Big Data 2018: Cloud storage becomes the de facto data lake
As we bat cleanup with our 2018 predictions for big data, we’re going to pick up where Big on Data bros Andrew Brust and George Anadiotis have left off. Yes, it’s getting harder and harder to stay oblivious to the impact of AI, with implications from the geopolitical to the mundane and the positively creepy. It’s getting harder to miss the growing impact of IoT on everything from our homes to the way hospitals deliver care, autonomous cars are driven, factories are run, and smart cities are managed. And the arrival of GDPR, which will start taking effect in 2018, is forcing the issue for organizations the privacy and national sovereignty implications for the data sitting in everything from traction databases to data lakes and cloud storage. But beneath the surface, we’re seeing the beginnings of tectonic shifts in how enterprises manage their cloud, streaming analytics, and data lake strategies.
For our look ahead, we’re focusing on how the data is being managed. Rewind the tape to a year ago and we stated that “increasingly, Big Data, whether from IoT or more traditional sources, is going to live and be processed in the cloud.” Last year, we forecast that 35-40 percent of new big data workloads would be deployed in the cloud, and that by year end 2018, new deployments would pass the 50 percent threshold.
Our predictions weren’t far off the mark; Ovum’s latest global survey for all big data workloads shows that 27.5 percent of them are already deployed in the cloud. And according to Ovum research, big data is hardly an outlier for enterprise cloud adoption, which ranges from 26-30 percent across different workloads.

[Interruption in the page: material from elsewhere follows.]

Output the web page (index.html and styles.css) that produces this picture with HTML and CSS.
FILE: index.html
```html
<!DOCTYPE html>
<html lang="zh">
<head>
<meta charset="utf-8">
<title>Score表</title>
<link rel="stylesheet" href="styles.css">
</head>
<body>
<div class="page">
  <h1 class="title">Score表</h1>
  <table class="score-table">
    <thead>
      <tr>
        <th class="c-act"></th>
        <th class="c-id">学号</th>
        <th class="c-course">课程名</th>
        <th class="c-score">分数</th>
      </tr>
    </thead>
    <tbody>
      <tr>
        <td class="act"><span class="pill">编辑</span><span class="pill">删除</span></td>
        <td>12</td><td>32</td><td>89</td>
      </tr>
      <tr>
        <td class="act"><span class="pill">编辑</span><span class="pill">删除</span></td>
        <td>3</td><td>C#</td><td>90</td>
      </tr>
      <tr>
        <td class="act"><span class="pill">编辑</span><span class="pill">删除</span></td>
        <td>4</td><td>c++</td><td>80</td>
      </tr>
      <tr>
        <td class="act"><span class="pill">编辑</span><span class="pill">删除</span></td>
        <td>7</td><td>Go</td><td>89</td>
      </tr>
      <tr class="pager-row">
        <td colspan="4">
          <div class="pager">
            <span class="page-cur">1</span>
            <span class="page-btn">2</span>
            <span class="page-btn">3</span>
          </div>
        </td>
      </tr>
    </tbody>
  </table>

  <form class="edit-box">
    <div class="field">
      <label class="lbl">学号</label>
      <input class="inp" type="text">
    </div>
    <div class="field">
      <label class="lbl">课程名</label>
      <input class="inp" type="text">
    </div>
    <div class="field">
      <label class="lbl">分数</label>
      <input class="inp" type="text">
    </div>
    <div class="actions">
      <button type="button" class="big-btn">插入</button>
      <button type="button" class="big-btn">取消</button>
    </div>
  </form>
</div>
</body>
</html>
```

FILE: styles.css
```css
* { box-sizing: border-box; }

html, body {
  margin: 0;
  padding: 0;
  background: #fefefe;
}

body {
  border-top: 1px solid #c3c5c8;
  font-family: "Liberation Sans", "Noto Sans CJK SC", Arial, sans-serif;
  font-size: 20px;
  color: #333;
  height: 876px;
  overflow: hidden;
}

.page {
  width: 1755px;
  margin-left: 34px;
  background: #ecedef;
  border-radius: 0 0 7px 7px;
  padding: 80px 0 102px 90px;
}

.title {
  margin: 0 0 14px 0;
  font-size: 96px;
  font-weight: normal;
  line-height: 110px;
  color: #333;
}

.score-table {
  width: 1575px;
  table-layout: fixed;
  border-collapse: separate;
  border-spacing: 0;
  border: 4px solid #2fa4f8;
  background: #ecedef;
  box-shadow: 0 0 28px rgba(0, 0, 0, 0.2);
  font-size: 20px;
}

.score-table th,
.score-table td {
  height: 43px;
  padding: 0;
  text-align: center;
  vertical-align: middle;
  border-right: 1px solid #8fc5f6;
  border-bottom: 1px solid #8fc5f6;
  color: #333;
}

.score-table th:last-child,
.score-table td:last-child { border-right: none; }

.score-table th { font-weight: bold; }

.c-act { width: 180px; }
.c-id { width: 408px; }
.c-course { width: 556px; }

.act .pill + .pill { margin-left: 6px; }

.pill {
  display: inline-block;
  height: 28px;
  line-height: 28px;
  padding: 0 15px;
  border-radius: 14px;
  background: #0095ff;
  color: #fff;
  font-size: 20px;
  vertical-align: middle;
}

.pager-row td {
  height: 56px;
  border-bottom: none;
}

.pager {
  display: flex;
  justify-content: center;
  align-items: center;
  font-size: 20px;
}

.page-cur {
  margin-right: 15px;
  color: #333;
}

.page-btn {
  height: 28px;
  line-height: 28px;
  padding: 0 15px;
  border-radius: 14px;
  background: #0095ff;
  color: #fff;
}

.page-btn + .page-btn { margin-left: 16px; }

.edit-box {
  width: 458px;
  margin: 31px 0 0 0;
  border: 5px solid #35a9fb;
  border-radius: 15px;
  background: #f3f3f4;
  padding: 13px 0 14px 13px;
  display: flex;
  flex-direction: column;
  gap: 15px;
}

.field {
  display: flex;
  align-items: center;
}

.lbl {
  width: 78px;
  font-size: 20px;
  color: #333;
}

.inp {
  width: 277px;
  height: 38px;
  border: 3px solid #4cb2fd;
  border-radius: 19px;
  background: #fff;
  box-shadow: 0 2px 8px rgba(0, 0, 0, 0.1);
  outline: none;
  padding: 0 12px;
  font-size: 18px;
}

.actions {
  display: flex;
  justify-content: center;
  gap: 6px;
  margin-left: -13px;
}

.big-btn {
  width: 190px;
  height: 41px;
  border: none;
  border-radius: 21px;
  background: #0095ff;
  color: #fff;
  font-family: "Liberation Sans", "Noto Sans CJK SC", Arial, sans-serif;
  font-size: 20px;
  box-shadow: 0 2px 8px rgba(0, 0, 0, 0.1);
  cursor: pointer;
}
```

By inertia, most organizations have ended up with the same polyglot environments in the cloud that characterize their data centers. Most organizations use more than one cloud provider, just like on premises where they often have one of everything. Like history repeating itself, this is the consequence of a combination of top-down policies mandating a corporate standard, and departmental decisions made for expedience.
So, just as your organization might have SAP for its accounts payable, different segments might have Workday for HR or Salesforce for CRM. Or maybe they have multiple ERP systems that have not yet been converged as the legacy of M&A. In the cloud, your corporate email system might be on Office 365 while departmental IT groups use AWS for DevTest, and corporate marketing uses Google Analytics.

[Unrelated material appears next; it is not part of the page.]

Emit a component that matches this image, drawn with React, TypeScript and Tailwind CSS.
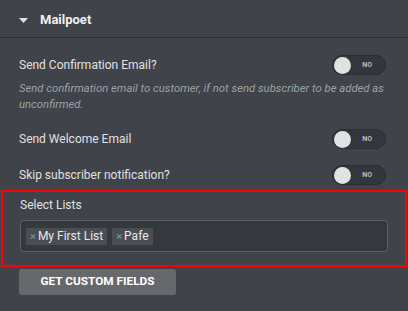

In 2018, we expect the early majority to start formalizing multi-cloud strategies as cloud evolves from a target for running standalone workloads to enterprise-critical applications. So, as we saw cloud deployment as the sleeper issue for big data in 2017, multi-cloud will become the looming issue for 2018. That’s the back story for why Oracle doubled prices for running its database on Amazon’s RDS service and why the Aurora OLTP database is now Amazon’s fastest growing service (succeeding Redshift before it).
More than a reactive decision about the fears of cloud vendor lock-in, multi-cloud decisions will be about platform choices. When you decide to run an Oracle database or Hadoop cluster on EC2, that is a tactical choice that can revisited should Azure or Google Cloud change their pricing.
When you choose Aurora, Cosmos DB, Google BigQuery, Oracle Autonomous database 18c, or the IBM Analytics system on the IBM cloud, you are not just choosing your cloud, but your data platform. You are choosing whether the value-add of running a data platform that is native to a specific cloud outweighs concerns over relying on a specific cloud provider. It’s like making your Oracle or SQL Server platform decision all over again.
And that’s why Amazon and Microsoft, are offering database migration services almost as freebies. They want your enterprise database. We also expect Google Cloud, Oracle, and IBM will actively promote loss leader database migration offerings in the coming year, and why more enterprises will elevate to the front burner the issue of how many eggs to put in each cloud basket.
Multi-cloud strategies will also figure heavily in organizations determining how to manage the reality of hybrid cloud. Just as few organizations of any size are likely to rely on a single cloud provider, few organizations (apart from startups) are likely to go 100 percent cloud. The transparency of maintaining sensitive customer records on premise either by design or because of data sovereignty issues while running analytics in the cloud will become major factors in cloud platform selection.